L'effet boule de neige des prêts hypothécaires à risque aux États-Unis prend chaque jour des proportions plus large.

L'effet boule de neige des prêts hypothécaires à risque aux États-Unis prend chaque jour des proportions plus large.

Les ménages américains au dossier de crédit douteux, qui ont contracté des hypothèques à taux d'intérêt élevés (subprime) au début des années 2000, n'ont plus les moyens de payer leurs mensualités. Ils sont coincés entre la hausse des taux d'intérêt remontent et la baisse du prix de leur maison.

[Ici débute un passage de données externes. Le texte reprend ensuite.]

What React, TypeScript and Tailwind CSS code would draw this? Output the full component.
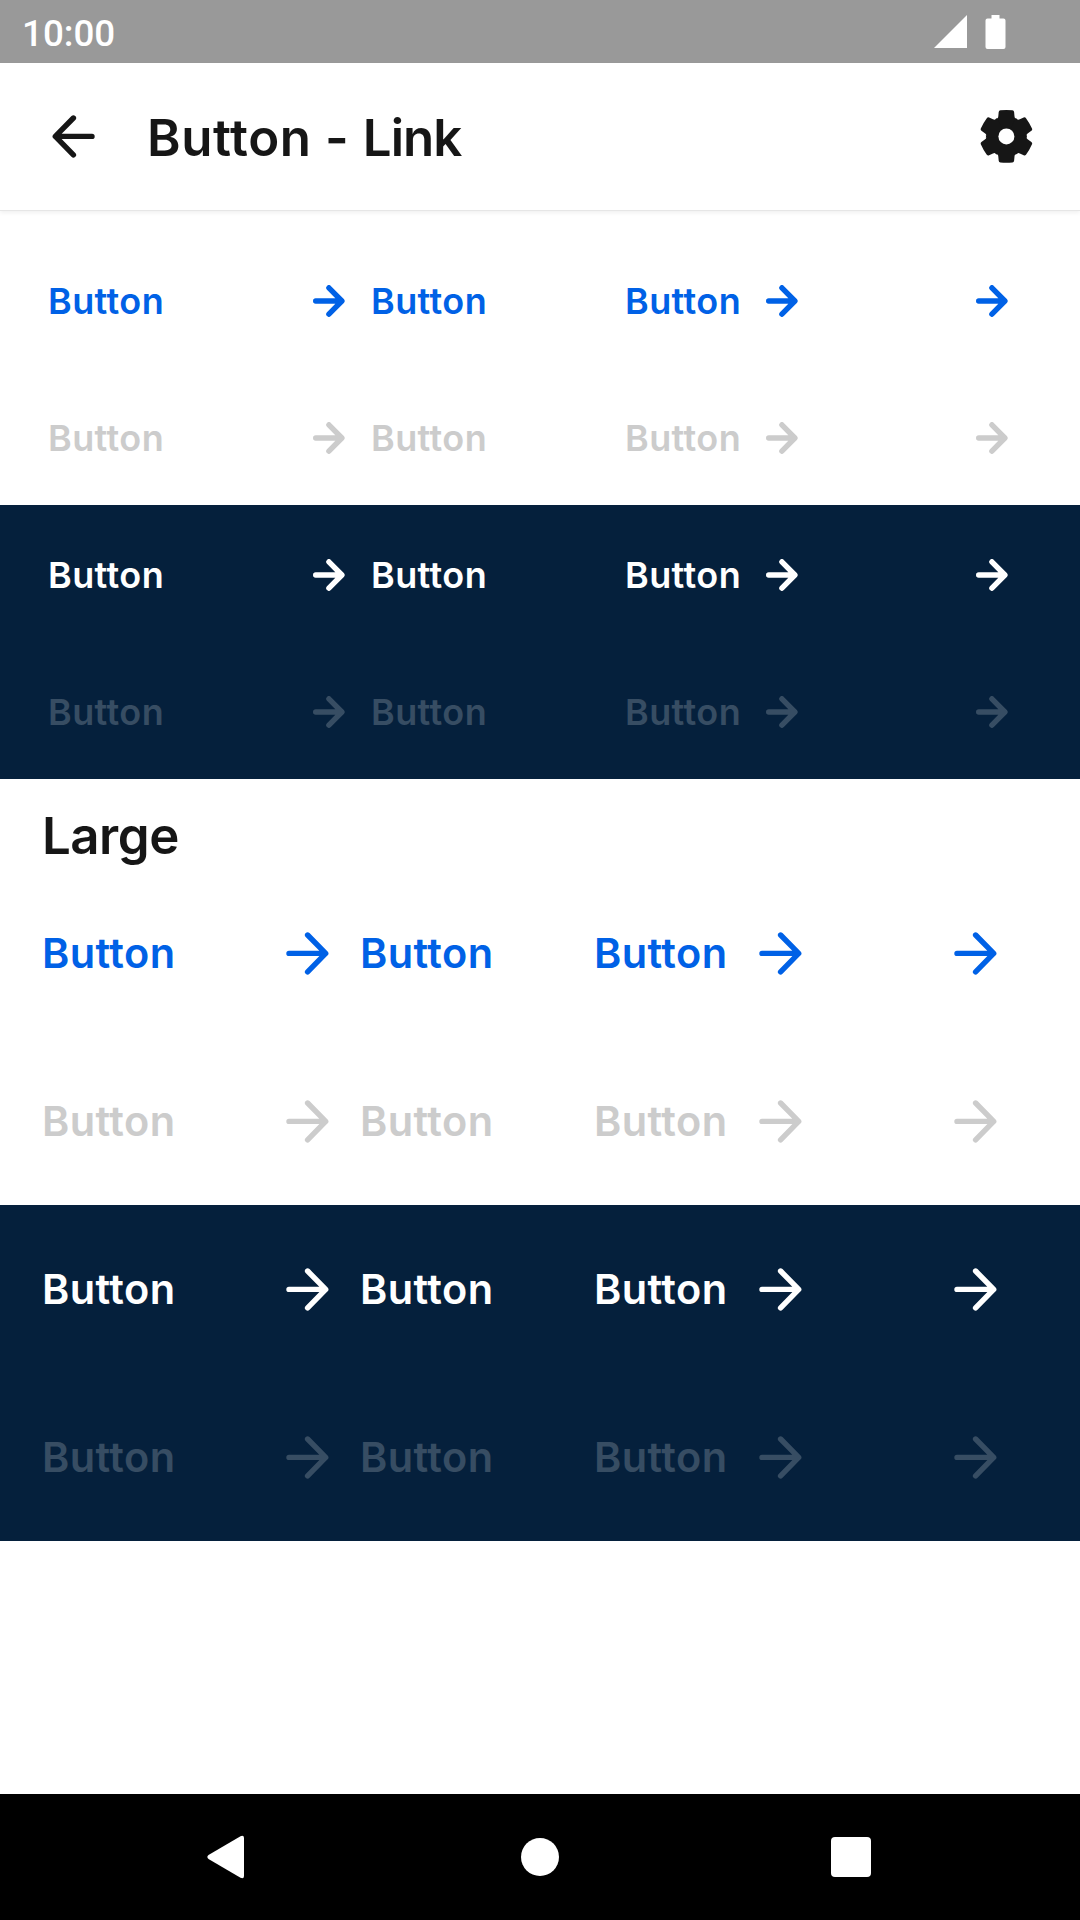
import React from "react";

function Arrow({ large = false, flip = false }: { large?: boolean; flip?: boolean }) {
  return large ? (
    <svg
      className={flip ? "h-[43px] w-[43px] shrink-0 -scale-x-100" : "h-[43px] w-[43px] shrink-0"}
      viewBox="0 0 43 43"
      fill="none"
      stroke="currentColor"
      strokeWidth="5.4"
      strokeLinecap="round"
      strokeLinejoin="round"
    >
      <path d="M3 21.4H39.5M21.6 3L39.7 21.4L21.6 39.9" />
    </svg>
  ) : (
    <svg
      className="h-[32px] w-[32px] shrink-0"
      viewBox="0 0 32 32"
      fill="none"
      stroke="currentColor"
      strokeWidth="5.4"
      strokeLinecap="round"
      strokeLinejoin="round"
    >
      <path d="M2.7 16H28.6M15.9 2.8L28.9 16L15.9 29.2" />
    </svg>
  );
}

function SmallRow({ color }: { color: string }) {
  return (
    <div
      className={`grid h-[137px] grid-cols-[265px_312px_351px_1fr] items-center pt-[3px] pl-[48px] text-[36px] leading-none font-semibold tracking-[0.4px] ${color}`}
    >
      <span>Button</span>
      <span className="flex items-center gap-[26px]">
        <Arrow />
        Button
      </span>
      <span className="flex items-center gap-[25px]">
        <span>Button</span>
        <Arrow />
      </span>
      <Arrow />
    </div>
  );
}

function LargeRow({ color }: { color: string }) {
  return (
    <div
      className={`grid h-[168px] grid-cols-[244px_308px_360px_1fr] items-center pl-[42px] text-[41.5px] leading-none font-semibold tracking-[0.4px] ${color}`}
    >
      <span className="pt-[2px]">Button</span>
      <span className="flex items-center gap-[31px]">
        <Arrow large />
        <span className="pt-[2px]">Button</span>
      </span>
      <span className="flex items-center gap-[32px]">
        <span className="pt-[2px]">Button</span>
        <Arrow large />
      </span>
      <Arrow large />
    </div>
  );
}

function Gear() {
  const tooth =
    "M0 0L-11.2 -17.4Q-8.2 -17.4 -8.1 -20.2L-7.7 -24.4Q-7.5 -25.9 -6 -26.1Q0 -26.8 6 -26.1Q7.5 -25.9 7.7 -24.4L8.1 -20.2Q8.2 -17.4 11.2 -17.4Z";
  return (
    <svg className="h-[54px] w-[54px]" viewBox="-27.4 -27.4 54 54" fill="#161616">
      {[0, 60, 120, 180, 240, 300].map((a) => (
        <path key={a} d={tooth} transform={`rotate(${a})`} />
      ))}
      <circle r="8" fill="#fff" />
    </svg>
  );
}

export default function App() {
  return (
    <div className="flex h-[1920px] w-[1080px] flex-col bg-white font-['Inter',sans-serif] text-[#161616]">
      <div className="flex h-[63px] shrink-0 items-center justify-between bg-[#999999] pr-[74px] pl-[22px] text-white">
        <span className="pt-[5px] font-['Roboto',sans-serif] text-[36.75px] leading-none font-medium">10:00</span>
        <div className="flex items-center gap-[18px]">
          <svg className="h-[34px] w-[33px]" viewBox="0 0 33 34" fill="currentColor">
            <path d="M33 0V33H0Z" />
          </svg>
          <svg className="h-[34px] w-[21px]" viewBox="0 0 21 34" fill="currentColor">
            <path d="M6.5 0H14.5V3.5H18.5Q20.5 3.5 20.5 5.5V32Q20.5 34 18.5 34H2.5Q.5 34 .5 32V5.5Q.5 3.5 2.5 3.5H6.5Z" />
          </svg>
        </div>
      </div>

      <header className="flex h-[148px] shrink-0 items-center border-b border-[#e6e6e6] pr-[47px] pb-px pl-[52px] shadow-[0_2px_4px_rgba(0,0,0,0.06)]">
        <Arrow large flip />
        <h1 className="ml-[52px] pt-[3px] text-[51px] leading-none font-semibold tracking-[0.6px]">
          Button - <span className="tracking-[-1px]">Link</span>
        </h1>
        <div className="ml-auto">
          <Gear />
        </div>
      </header>

      <main className="flex-1">
        <section className="pt-[20px]">
          <SmallRow color="text-[#0061e6]" />
          <SmallRow color="text-[#cccccc]" />
        </section>
        <section className="bg-[#05203c]">
          <SmallRow color="text-white" />
          <SmallRow color="text-[#374d63]" />
        </section>
        <h2 className="h-[90px] pt-[31px] pl-[42px] text-[51px] leading-none font-semibold tracking-[-0.5px]">Large</h2>
        <section>
          <LargeRow color="text-[#0061e6]" />
          <LargeRow color="text-[#cccccc]" />
        </section>
        <section className="bg-[#05203c]">
          <LargeRow color="text-white" />
          <LargeRow color="text-[#374d63]" />
        </section>
      </main>

      <nav className="flex h-[126px] shrink-0 items-center bg-black pl-[206px] text-white">
        <svg className="h-[44px] w-[39px]" viewBox="0 0 39 44" fill="currentColor">
          <path d="M34.5 1.2Q38 -.2 38 3V41Q38 44.2 34.5 42.8L2.5 24Q.2 22 2.5 20Z" />
        </svg>
        <span className="ml-[276px] h-[38px] w-[38px] rounded-full bg-white" />
        <span className="ml-[272px] h-[40px] w-[40px] rounded-[4px] bg-white" />
      </nav>
    </div>
  );
}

L'explosion des défauts de paiements a des répercussions non seulement sur les prêteurs hypothécaires américains qui déclarent faillite, mais sur l'ensemble des marchés financiers qui s'étaient partagés le risque à l'aide d'instruments financiers complexes et opaques.

Maintenant que le risque se matérialise, les investisseurs ne veulent plus toucher à ces produits financiers. C'est ce qui provoque la crise de liquidité qui secoue les marchés financiers.

Ces déboires pourraient maintenant précipiter les États-Unis en récession, estime Clément Gignac, stratège en chef à la Financière Banque Nationale. Cette semaine, la firme de courtage a relevé de 30% à 50% les probabilités que l'économie américaine flanche d'ici le début de 2008.

«Un tel scénario est moins probable au Canada: 30% de probabilités, pas plus», ajoute M. Gignac.

Depuis 2001, l'économie mondiale a été propulsée par les taux d'intérêt anémiques et la surabondance de liquidités. Désormais, le crédit n'est plus gratuit et les liquidités sont asséchées.

«Ce sera plus difficile pour tout le monde d'emprunter. Cela aura un effet direct sur la croissance économique au cours des prochains trimestres», dit Vital Proulx président de la société de gestion montréalaise Hexavest.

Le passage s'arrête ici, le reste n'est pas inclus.